81. La Loi sur la restructuration des hôpitaux publics, qui confère à la Commission son mandat, doit s'interpréter à la lumière du principe constitutionnel non écrit de protection des minorités et du principe de progression vers l'égalité linguistique apparaissant au paragraphe 16(3) de la Charte.

Loi sur le ministère de la Santé, L.R.O. 1990 c. M-26 art. 8 tel que modifié par la Loi de 1996 sur les économies et la restructuration, L.O. 1996 c. 1, annexe F, art. 1 , art. 6.

82. Le mandat de la Commission procédait d'un objectif que l'on peut à bon droit qualifier de légitime : restructurer les soins de santé dans l'intérêt public.

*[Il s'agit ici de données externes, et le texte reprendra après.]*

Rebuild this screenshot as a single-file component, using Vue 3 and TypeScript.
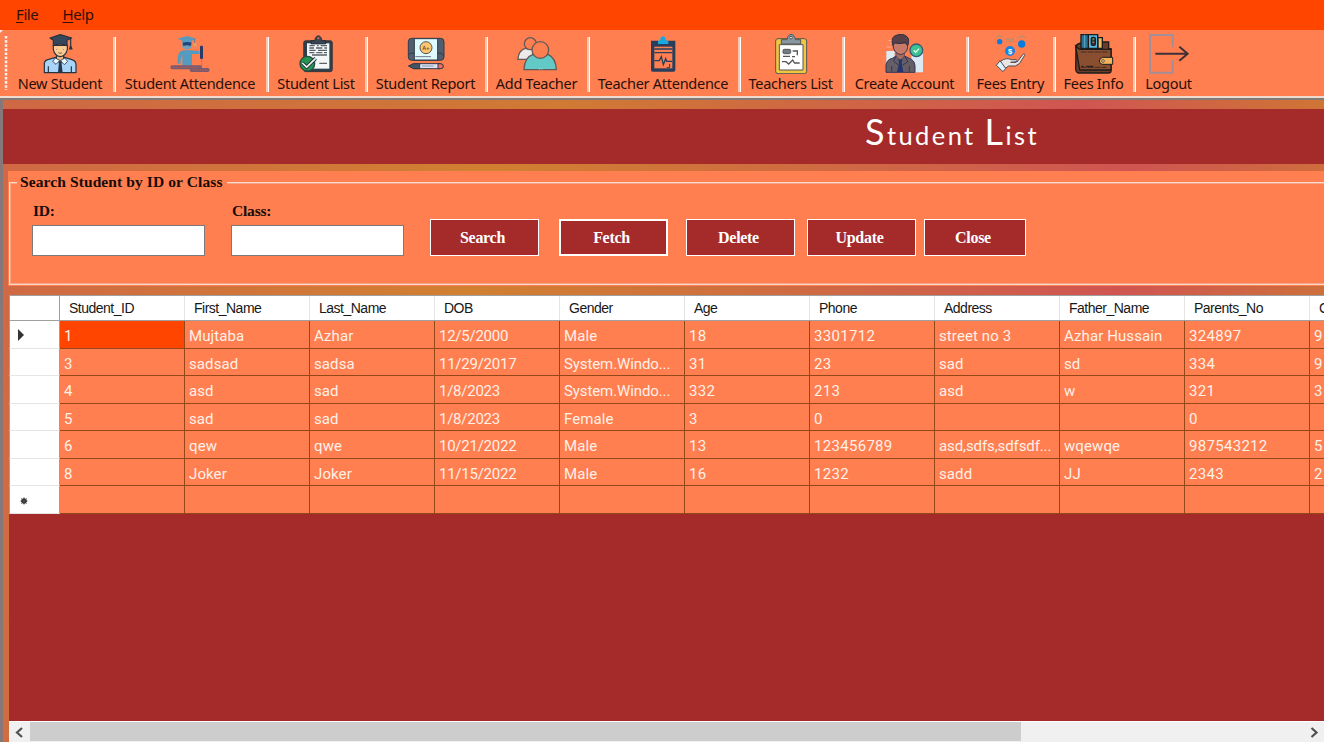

Lalonde et al., précité, au par. [8].

83. Dans l'exécution de ce mandat, la Commission, tout comme le gouvernement ontarien, était tenue de respecter les obligations juridiques et constitutionnelles découlant des principes constitutionnels et de la Charte, incluant le principe de progression vers l'égalité linguistique du paragraphe 16(3) de la Charte.

84. Dans le contexte de ce pourvoi, l'intervenante ne prétend pas que le paragraphe 16(3) impose nécessairement l'obligation au gouvernement ontarien de prendre des mesures positives en vue de créer des institutions homogènes francophones qui vont favoriser la progression vers l'égalité linguistique. Cependant, cela ne revient pas à dire qu'aucune obligation ne découle du paragraphe 16(3).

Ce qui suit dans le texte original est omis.